O déficit em saneamento básico, portanto, concentra-se nessas áreas que podem limitar a obtenção de equilíbrio financeiro dos prestadores. Também, a implantação dos serviços de saneamento nos pequenos municípios é pouco atrativa nesta ótica, tanto na área urbana como na área rural (inclusive dos municípios de maior porte), nos distritos e nos pequenos aglomerados populacionais.
Áreas onde a prestação sustentável dos serviços exige soluções integradas, contemplando intervenções abrangentes de urbanização e demandando soluções tecnológicas criativas e participativas, tanto de implantação quanto de manutenção e operação dos sistemas.
Os agentes privados, que ganham espaço a partir da aprovação da nova Lei, priorizarão os investimentos nessas áreas? Parece-me que não. Matéria publicada pelo jornal Folha de S.Paulo, no último 26 de junho, exibe a seguinte manchete: “Nova lei de saneamento anima fundos globais de investimento”.
Nela, os porta vozes do setor privado afirmavam que a intenção é disputar ativos em regiões mais populosas, em que o retorno financeiro é maior. E mais “Os ativos que têm maior interesse são os de regiões metropolitanas. No interior, temos dificuldades grandes com municípios que têm tratamento de água, mas não de esgoto, que é o que demanda mais investimento”.
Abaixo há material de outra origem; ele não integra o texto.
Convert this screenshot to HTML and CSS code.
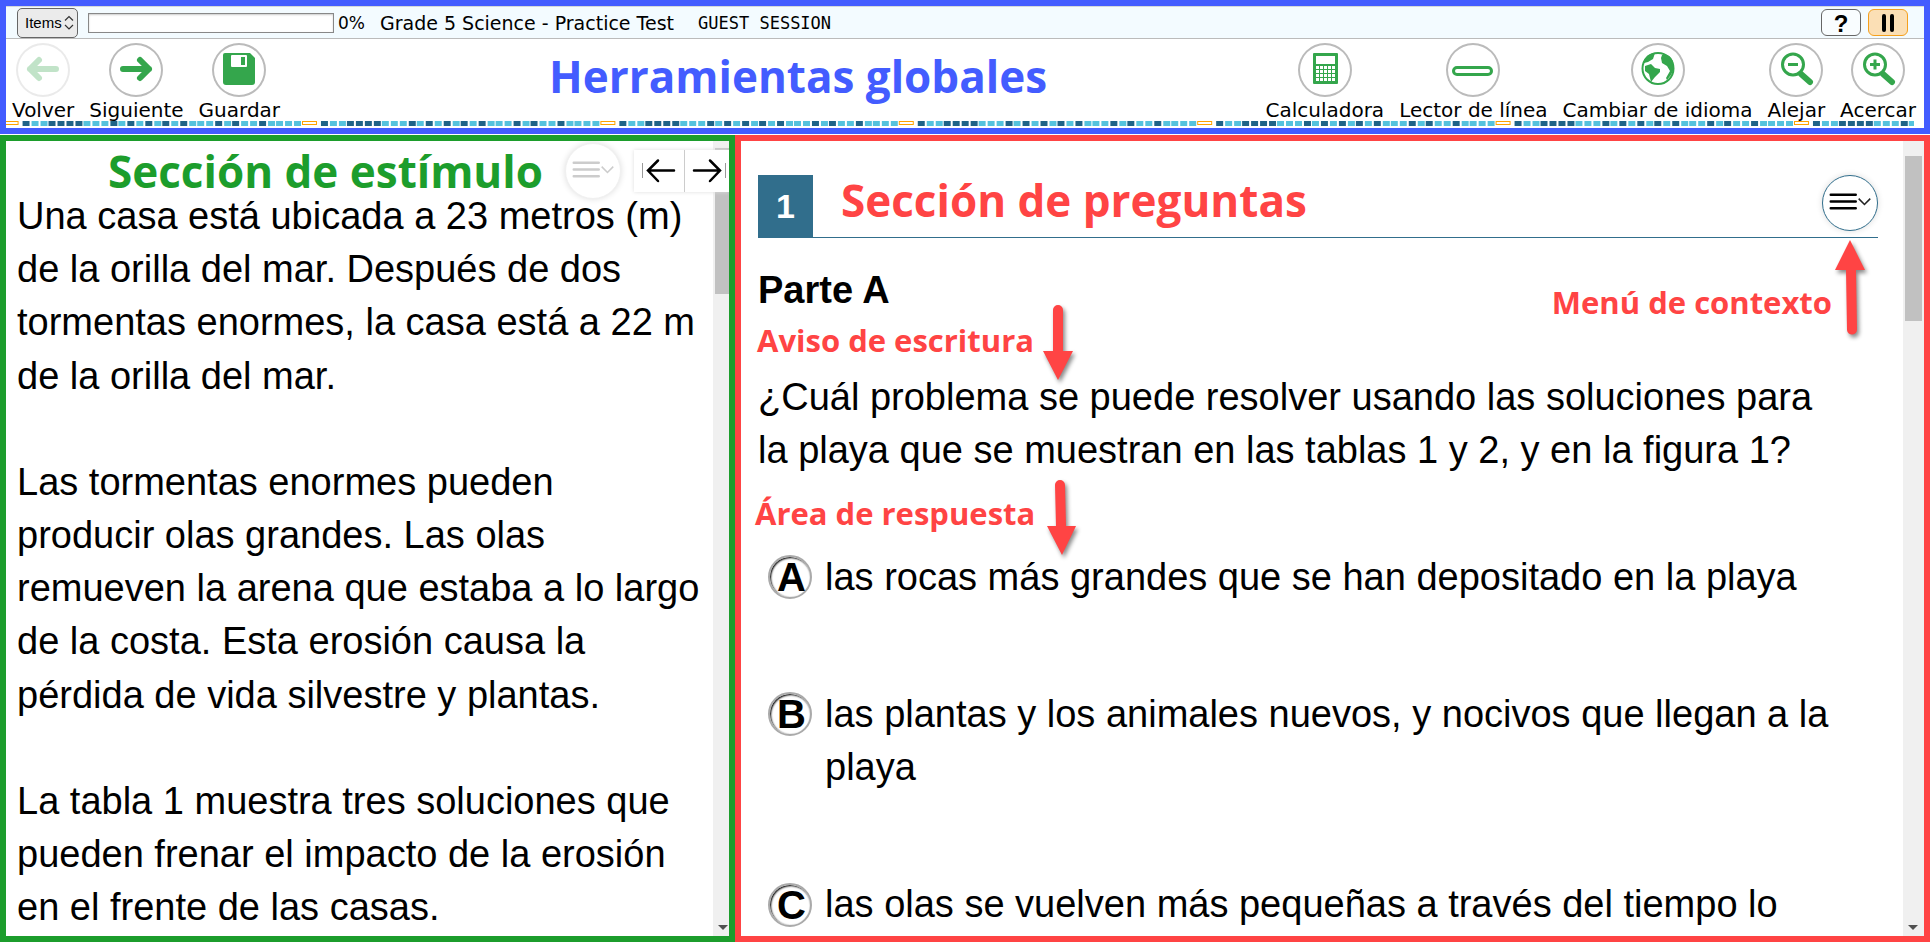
FILE: index.html
```html
<!DOCTYPE html>
<html lang="es">
<head>
<meta charset="utf-8">
<title>Grade 5 Science - Practice Test</title>
<link rel="stylesheet" href="styles.css">
</head>
<body>
<header class="global">
  <div class="status">
    <select class="items" aria-label="Items"><option>Items</option></select>
    <svg class="updown" width="10" height="16" viewBox="0 0 10 16" aria-hidden="true"><path d="M1 5.500 5 1.500 9 5.500M1 10 5 14 9 10"/></svg>
    <div class="progress" role="progressbar" aria-valuenow="0" aria-label="Progreso"></div>
    <span class="percent">0%</span>
    <span class="test-name">Grade 5 Science - Practice Test</span>
    <span class="session">GUEST SESSION</span>
    <button class="mini help" type="button">?</button>
    <button class="mini pause" type="button" aria-label="Pausa"><svg width="14" height="18" viewBox="0 0 14 18"><path d="M3 2V16M11 2V16"/></svg></button>
  </div>
  <nav class="toolbar">
    <button class="tool" type="button" disabled><span class="ring"><svg viewBox="0 0 54 54"><path class="arrow" d="M40 26H14M23 17 14 26 23 35"/></svg></span>Volver</button>
    <button class="tool" type="button"><span class="ring"><svg viewBox="0 0 54 54"><path class="arrow" d="M14 26H40M31 17 40 26 31 35"/></svg></span>Siguiente</button>
    <button class="tool" type="button"><span class="ring"><svg viewBox="0 0 54 54"><path class="fill" d="M13 10H38L43 15V39Q43 42 40 42H14Q11 42 11 39V12Q11 10 13 10Z"/><rect class="hole" x="19" y="12" width="16" height="12" rx="1"/><rect class="fill" x="29" y="14" width="4" height="8"/></svg></span>Guardar</button>
    <h1 class="global-title">Herramientas globales</h1>
    <button class="tool" type="button"><span class="ring"><svg viewBox="0 0 54 54"><rect class="fill" x="15" y="10" width="25" height="31" rx="1"/><rect class="hole" x="18" y="13" width="19" height="8"/><path class="keys" d="M18 24.500H37M18 28.500H37M18 32.500H37M18 36.500H37" stroke-dasharray="3 1"/></svg></span>Calculadora</button>
    <button class="tool" type="button"><span class="ring"><svg viewBox="0 0 54 54"><rect class="line" x="7.500" y="24.500" width="38" height="7" rx="3.500"/></svg></span>Lector de línea</button>
    <button class="tool" type="button"><span class="ring"><svg viewBox="0 0 54 54"><circle class="globe" cx="27" cy="25.500" r="15.500"/><path class="fill" d="M12 20Q15 10 24 10L22 16 17 19 13 20ZM14 23 20 21 24 25 29 26V29L24 34 20 39 18 31 14 28ZM31 12Q38 10 42 18 45 28 36 37L35 35 39 28 36 23 31 20 30 15Z"/></svg></span>Cambiar de idioma</button>
    <button class="tool" type="button"><span class="ring"><svg viewBox="0 0 54 54"><circle class="lens" cx="24" cy="21.500" r="10.500"/><path class="sign" d="M19 21.500H29"/><path class="handle" d="M32 31 41 39"/></svg></span>Alejar</button>
    <button class="tool" type="button"><span class="ring"><svg viewBox="0 0 54 54"><circle class="lens" cx="24" cy="21.500" r="10.500"/><path class="sign" d="M19 21.500H29M24 16.500V26.500"/><path class="handle" d="M32 31 41 39"/></svg></span>Acercar</button>
  </nav>
  <div class="stripe">
    <svg width="100%" height="5" aria-hidden="true">
      <defs>
        <pattern id="beads" x="-2.400" y="0" width="298.400" height="6" patternUnits="userSpaceOnUse">
          <rect class="gold" x="0.500" y="0.500" width="14" height="3"/>
          <path class="sky" d="M19 2.500H298" stroke-dasharray="7 1.750"/>
          <path class="navy" d="M19 2.500h7m19.250 0h7m1.750 0h7m1.750 0h7m1.750 0h7m28 0h7m10.500 0h7m10.500 0h7m10.500 0h7m10.500 0h7m28 0h7m10.500 0h7m19.250 0h7"/>
        </pattern>
      </defs>
      <rect width="100%" height="5" fill="url(#beads)"/>
    </svg>
  </div>
</header>

<main class="panes">
  <section class="pane stimulus">
    <div class="content">
      <h2 class="stimulus-title">Sección de estímulo</h2>
      <p>Una casa está ubicada a 23 metros (m) de la orilla del mar. Después de dos tormentas enormes, la casa está a 22 m de la orilla del mar.</p>
      <p>Las tormentas enormes pueden<br>producir olas grandes. Las olas remueven la arena que estaba a lo largo de la costa. Esta erosión causa la pérdida de vida silvestre y plantas.</p>
      <p>La tabla 1 muestra tres soluciones que pueden frenar el impacto de la erosión en el frente de las casas.</p>
    </div>
    <div class="scroll"><div class="thumb"></div><span class="down"></span></div>
    <div class="stimulus-tools">
      <button class="context faded" type="button" aria-label="Menú de contexto"><svg viewBox="0 0 56 56"><path class="bars" d="M8 19.500H34M8 26.500H34M8 33.500H34"/><path class="chev" d="M37 23.500 43 29.500 49 23.500"/></svg></button>
      <div class="resize">
        <button type="button" aria-label="Contraer"><svg viewBox="0 0 50 42"><path class="edge" d="M8.500 13V28"/><path class="move" d="M40 20.500H14M24 10.500 14 20.500 24 31"/></svg></button>
        <button type="button" aria-label="Expandir"><svg viewBox="0 0 50 42"><path class="edge" d="M40.500 13V28"/><path class="move" d="M9 20.500H35M25 10.500 35 20.500 25 31"/></svg></button>
      </div>
    </div>
  </section>

  <section class="pane questions">
    <div class="content">
      <div class="question-bar">
        <span class="number">1</span>
        <h2 class="question-title">Sección de preguntas</h2>
        <button class="context" type="button" aria-label="Menú de contexto"><svg viewBox="0 0 56 56"><path class="bars" d="M8 19.500H34M8 26.500H34M8 33.500H34"/><path class="chev" d="M37 23.500 43 29.500 49 23.500"/></svg></button>
      </div>
      <h3 class="part">Parte A</h3>
      <p class="prompt">¿Cuál problema se puede resolver usando las soluciones para la playa que se muestran en las tablas 1 y 2, y en la figura 1?</p>
      <div class="options">
        <label class="option"><span class="choice"><input type="radio" name="answer"><b>A</b></span><span>las rocas más grandes que se han depositado en la playa</span></label>
        <label class="option"><span class="choice"><input type="radio" name="answer"><b>B</b></span><span>las plantas y los animales nuevos, y nocivos que llegan a la playa</span></label>
        <label class="option"><span class="choice"><input type="radio" name="answer"><b>C</b></span><span>las olas se vuelven más pequeñas a través del tiempo lo</span></label>
      </div>
      <span class="note note-prompt">Aviso de escritura</span>
      <span class="note note-answer">Área de respuesta</span>
      <span class="note note-menu">Menú de contexto</span>
      <svg class="pointer point-prompt" width="40" height="84" viewBox="0 0 40 84"><path d="M15 6a5 5 0 0 1 10 0V47h10L20 76 5 47h10Z"/></svg>
      <svg class="pointer point-answer" width="40" height="84" viewBox="0 0 40 84"><path d="M14 6a5 5 0 0 1 10 0L25 47h10L21 76 6 47h9Z"/></svg>
      <svg class="pointer point-menu" width="40" height="110" viewBox="0 0 40 110"><path d="M19 4 34 34H25L26 93a5 5 0 0 1-10 1L15 34H4Z"/></svg>
    </div>
    <div class="scroll"><div class="thumb"></div><span class="down"></span></div>
  </section>
</main>
</body>
</html>
```
FILE: styles.css
```css
* { box-sizing: border-box; }
body {
  margin: 0;
  height: 100vh;
  display: flex;
  flex-direction: column;
  gap: 1px;
  overflow: hidden;
  background: #fff;
  color: #000;
  font-family: "Liberation Sans", Arial, sans-serif;
}
h1, h2, h3, p { margin: 0; }
button { font: inherit; color: inherit; cursor: pointer; padding: 0; }

/* Header */
.global {
  flex: none;
  border: 6px solid #435cff;
  padding-bottom: 2px;
}
.status {
  display: flex;
  align-items: center;
  height: 33px;
  padding: 0 16px 0 11px;
  border-top: 1px solid #d4d8da;
  border-bottom: 1px solid #bbb;
  background: #f3fbff;
  font: 17px "DejaVu Sans", Verdana, sans-serif;
}
.items {
  width: 61px;
  height: 30px;
  padding: 0 0 0 7px;
  appearance: none;
  border: 1px solid #666;
  border-radius: 5px;
  background: #ebebeb;
  font: 15px "Liberation Sans", Arial, sans-serif;
}
.updown { margin: 0 14px 0 -14px; pointer-events: none; }
.updown path { fill: none; stroke: #333; stroke-width: 1.2; }
.progress {
  width: 246px;
  height: 20px;
  border: 1px solid #888;
  background: #fff;
  box-shadow: inset 0 1px 2px #ccc;
}
.percent { margin-left: 4px; }
.test-name { margin-left: 15px; font-size: 19px; }
.session { margin: 0 auto 0 24px; font: 17px "DejaVu Sans Mono", monospace; }
.mini {
  display: grid;
  place-items: center;
  width: 40px;
  height: 27px;
  margin-left: 7px;
  border: 1px solid #666;
  border-radius: 6px;
  background: #f9fdff;
  font: bold 24px "Liberation Sans", Arial, sans-serif;
}
.pause { border-color: #f5a01d; background: #fbdfb5; }
.mini path { stroke: #000; stroke-width: 4; stroke-linecap: round; }

.toolbar {
  display: flex;
  gap: 15px;
  height: 82px;
  padding: 4px 8px 0 6px;
}
.tool {
  display: flex;
  flex-direction: column;
  align-items: center;
  gap: 1px;
  border: 0;
  background: none;
  font: 20px/24px "DejaVu Sans", Verdana, sans-serif;
  white-space: nowrap;
}
.tool:disabled { color: #000; }
.tool:disabled .ring { opacity: .3; }
.ring {
  width: 54px;
  height: 54px;
  border-radius: 50%;
  box-shadow: inset 0 0 0 2px #bbb;
}
.ring svg { display: block; fill: none; }
.arrow { stroke: #34a64c; stroke-width: 6; stroke-linecap: round; stroke-linejoin: round; }
.fill { fill: #34a64c; }
.hole { fill: #fff; }
.keys { stroke: #fff; stroke-width: 3; }
.line, .lens { stroke: #34a64c; stroke-width: 3; }
.globe { stroke: #34a64c; stroke-width: 2; }
.sign { stroke: #34a64c; stroke-width: 3; }
.handle { stroke: #34a64c; stroke-width: 6; stroke-linecap: round; }
.global-title {
  margin: 0 auto 0 254px;
  color: #435cff;
  font: bold 44px/66px "Open Sans", "Noto Sans", sans-serif;
  white-space: nowrap;
}
.stripe { padding-right: 10px; }
.stripe svg { display: block; shape-rendering: crispEdges; }
.gold { fill: #fff; stroke: #ffa200; }
.sky { stroke: #55c2dd; stroke-width: 5; }
.navy { stroke: #1f6388; stroke-width: 5; }

/* Panes */
.panes { flex: 1; min-height: 0; display: grid; grid-template-columns: 735fr 1195fr; }
.pane {
  position: relative;
  display: flex;
  min-width: 0;
  min-height: 0;
  overflow: hidden;
  border: 6px solid #1c9d2c;
  font-size: 38px;
  line-height: 1.4;
}
.questions { border-color: #ff4444; }
.content { flex: 1; min-width: 0; }
.scroll {
  position: relative;
  flex: none;
  width: 16px;
  background: #f0f0f0;
}
.thumb { width: 14px; height: 146px; margin: 7px 0 0 2px; background: #c1c1c1; }
.questions .scroll { width: 21px; }
.questions .thumb { width: 17px; height: 165px; margin-top: 15px; }
.down {
  position: absolute;
  right: 1px;
  bottom: 6px;
  border: 5px solid transparent;
  border-top-color: #505050;
  border-bottom: 0;
}
.questions .down { right: 6px; }

.stimulus .content { padding: 0 7px 0 11px; }
.stimulus p + p { margin-top: 53px; }
.stimulus-title {
  margin-bottom: -11px;
  padding-left: 91px;
  color: #1c9d2c;
  font: bold 44px/60px "Open Sans", "Noto Sans", sans-serif;
}
.stimulus-tools {
  position: absolute;
  top: 2px;
  right: 0;
  display: flex;
  align-items: flex-start;
  gap: 13px;
}
.context {
  flex: none;
  width: 56px;
  height: 56px;
  border: 1px solid #316e8c;
  border-radius: 50%;
  background: #fff;
  box-shadow: 0 0 6px #ddd;
}
.context svg, .resize svg { display: block; fill: none; }
.bars { stroke: #000; stroke-width: 2.5; stroke-linecap: round; }
.chev { stroke: #222; stroke-width: 1.6; }
.faded { border-color: #f0f0f0; }
.faded .bars, .faded .chev { stroke: #ccc; }
.resize { display: flex; margin-top: 7px; background: #fff; box-shadow: 0 0 4px #ddd; }
.resize button { width: 51px; height: 42px; border: 0; border-right: 1px solid #ccc; background: #fff; }
.resize button + button { width: 44px; border: 0; overflow: hidden; }
.resize svg { width: 50px; height: 42px; }
.edge { stroke: #999; }
.move { stroke: #000; stroke-width: 2.5; stroke-linecap: round; }

.questions .content { position: relative; padding: 34px 25px 0 17px; }
.question-bar {
  display: flex;
  height: 63px;
  border-bottom: 1px solid #316e8c;
}
.number {
  width: 55px;
  background: #316e8c;
  color: #fff;
  font-weight: bold;
  font-size: 34px;
  line-height: 63px;
  text-align: center;
}
.question-title {
  margin: 0 auto 0 28px;
  color: #ff4444;
  font: bold 44px/50px "Open Sans", "Noto Sans", sans-serif;
}
.part { margin-top: 26px; font-size: 38px; }
.prompt { margin-top: 54px; padding-right: 50px; }
.options { display: grid; gap: 84px; margin-top: 73px; padding-left: 10px; }
.option { display: flex; gap: 13px; padding-right: 36px; }
.choice { display: grid; flex: none; place-items: center; width: 44px; height: 53px; }
.choice input {
  grid-area: 1 / 1;
  appearance: none;
  width: 44px;
  height: 44px;
  margin: 0;
  border: 2px solid #aaa;
  border-radius: 50%;
  box-shadow: inset 1px 1px 2px #000;
}
.choice b { grid-area: 1 / 1; padding-left: 3px; font-size: 40px; line-height: 1; }

/* Callouts laid over the question */
.note {
  position: absolute;
  color: #ff4444;
  font: bold 31px/40px "Open Sans", "Noto Sans", sans-serif;
  white-space: nowrap;
}
.note-prompt { left: 16px; top: 179px; }
.note-answer { left: 14px; top: 352px; }
.note-menu { right: 71px; top: 141px; }
.pointer { position: absolute; fill: #ff4444; filter: drop-shadow(2px 3px 2px #888); }
.point-prompt { left: 297px; top: 163px; }
.point-answer { left: 300px; top: 338px; }
.point-menu { right: 32px; top: 95px; }
```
Ora, as áreas que interessam para o setor privado são exatamente as áreas consolidadas, urbanizadas, onde os níveis de atendimentos já são altos e, portanto, a necessidade de investimentos menores. Não se universalizará o saneamento com essa lógica, quando a garantia do retorno financeiro é o que importa.
Segundo a Sabesp, só na cidade de São Paulo, são 3 milhões moradores em áreas irregulares/favelas (30% população). As populações que vivem nessas áreas se enquadram no que os contratos entre as operadoras dos serviços de saneamento e os municípios usualmente definem como “áreas inesgotáveis”.
Em outras palavras, são, para esses prestadores, cidadãos de segunda categoria, que, a depender das regras atuais, das tecnologias e modelos de obras de saneamento, não terão o direito de acessar os serviços.
A tão propalada necessidade de segurança jurídica esperada pelo setor privado está longe de ser alcançada na lei aprovada. Isso explica-se pelo fato de vários pontos da lei serem passíveis de questionamentos de constitucionalidade, em especial quanto à vedação da prestação de serviços públicos por meio de contrato de programa, que tem amplo suporte no art. 241 da CF, e quanto ao flagrante desrespeito à competência municipal.
Estes e outros pontos polêmicos estão sendo e provavelmente ainda serão questionados no Supremo, trazendo instabilidade inclusive para os contratos de PPP em negociação.A nova lei não enfrenta os reais desafios da universalização. Garantir o direito humano ao acesso ao saneamento significa garantir investimentos públicos perenes, seja do Orçamento Geral da União (OGU), sejam recursos de financiamento do BNDES e CEF.
É preciso criar um fundo de universalização do saneamento e um programa de revitalização e recuperação dos operadores públicos, com instrumentos que garantam a qualificação dos gastos públicos, como a vinculação do acesso aos recursos condicionada à melhoria da performance do prestador.
O caminho para universalização é fortalecer o Estado nas ações de saneamento, sobretudo por se tratar de uma política que guarda estreita relação com a saúde pública, com políticas habitacionais e ambientais. Não dá para imaginar que o setor privado fará a integração entre essas políticas. Mesmo porque não é função dele.